__Supplied material__:
────────────────

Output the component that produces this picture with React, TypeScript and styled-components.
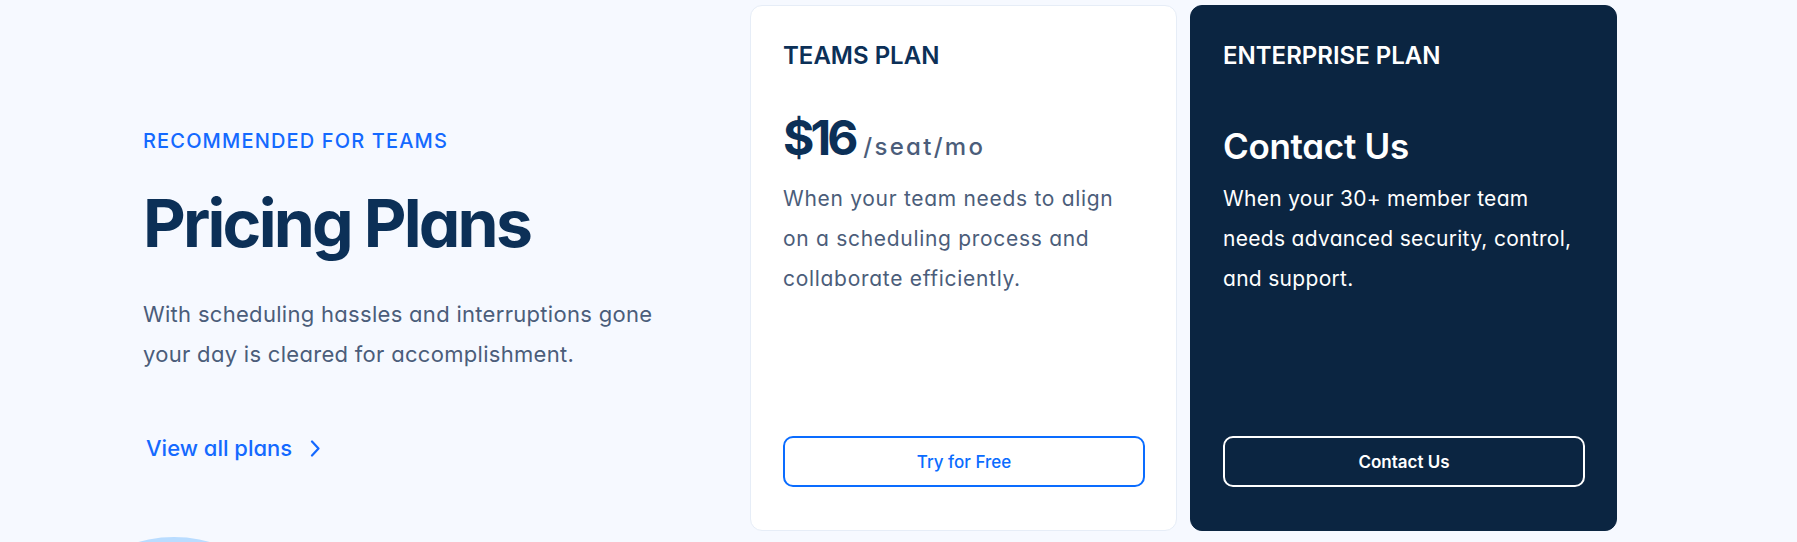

────────────────

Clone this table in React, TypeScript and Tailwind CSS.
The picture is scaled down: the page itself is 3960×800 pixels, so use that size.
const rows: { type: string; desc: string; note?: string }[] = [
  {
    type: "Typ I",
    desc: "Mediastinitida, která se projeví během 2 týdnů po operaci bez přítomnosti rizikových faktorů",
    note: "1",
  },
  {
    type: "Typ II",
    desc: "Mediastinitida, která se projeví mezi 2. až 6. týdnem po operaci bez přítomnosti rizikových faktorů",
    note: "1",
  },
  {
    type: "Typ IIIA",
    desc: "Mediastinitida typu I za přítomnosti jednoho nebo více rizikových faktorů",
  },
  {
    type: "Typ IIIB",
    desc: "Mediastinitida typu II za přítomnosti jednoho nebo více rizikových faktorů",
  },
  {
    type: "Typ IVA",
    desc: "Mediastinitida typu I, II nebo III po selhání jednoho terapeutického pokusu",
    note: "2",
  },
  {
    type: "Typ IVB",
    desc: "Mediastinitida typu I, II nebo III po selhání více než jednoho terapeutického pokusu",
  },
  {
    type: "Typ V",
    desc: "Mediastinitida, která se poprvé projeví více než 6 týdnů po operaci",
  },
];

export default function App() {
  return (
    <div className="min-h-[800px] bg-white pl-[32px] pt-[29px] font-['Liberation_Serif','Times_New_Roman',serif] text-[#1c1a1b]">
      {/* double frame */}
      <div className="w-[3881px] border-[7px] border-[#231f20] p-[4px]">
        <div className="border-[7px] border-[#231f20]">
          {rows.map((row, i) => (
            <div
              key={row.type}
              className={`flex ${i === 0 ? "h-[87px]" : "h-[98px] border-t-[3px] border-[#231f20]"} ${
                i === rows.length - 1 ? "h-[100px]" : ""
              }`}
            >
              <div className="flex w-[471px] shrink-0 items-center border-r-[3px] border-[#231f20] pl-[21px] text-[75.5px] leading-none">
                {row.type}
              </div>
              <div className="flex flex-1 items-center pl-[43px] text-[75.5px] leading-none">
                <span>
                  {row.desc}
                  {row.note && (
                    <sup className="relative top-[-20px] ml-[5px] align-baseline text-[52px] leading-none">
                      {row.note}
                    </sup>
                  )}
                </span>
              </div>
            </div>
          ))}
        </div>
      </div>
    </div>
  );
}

────────────────

__Exercise prompt__: Every line containing the string "that" must be listed.

__Finished answer__:
Output the component that produces this picture with React, TypeScript and styled-components.
The picture is scaled down: the page itself is 3960×800 pixels, so use that size.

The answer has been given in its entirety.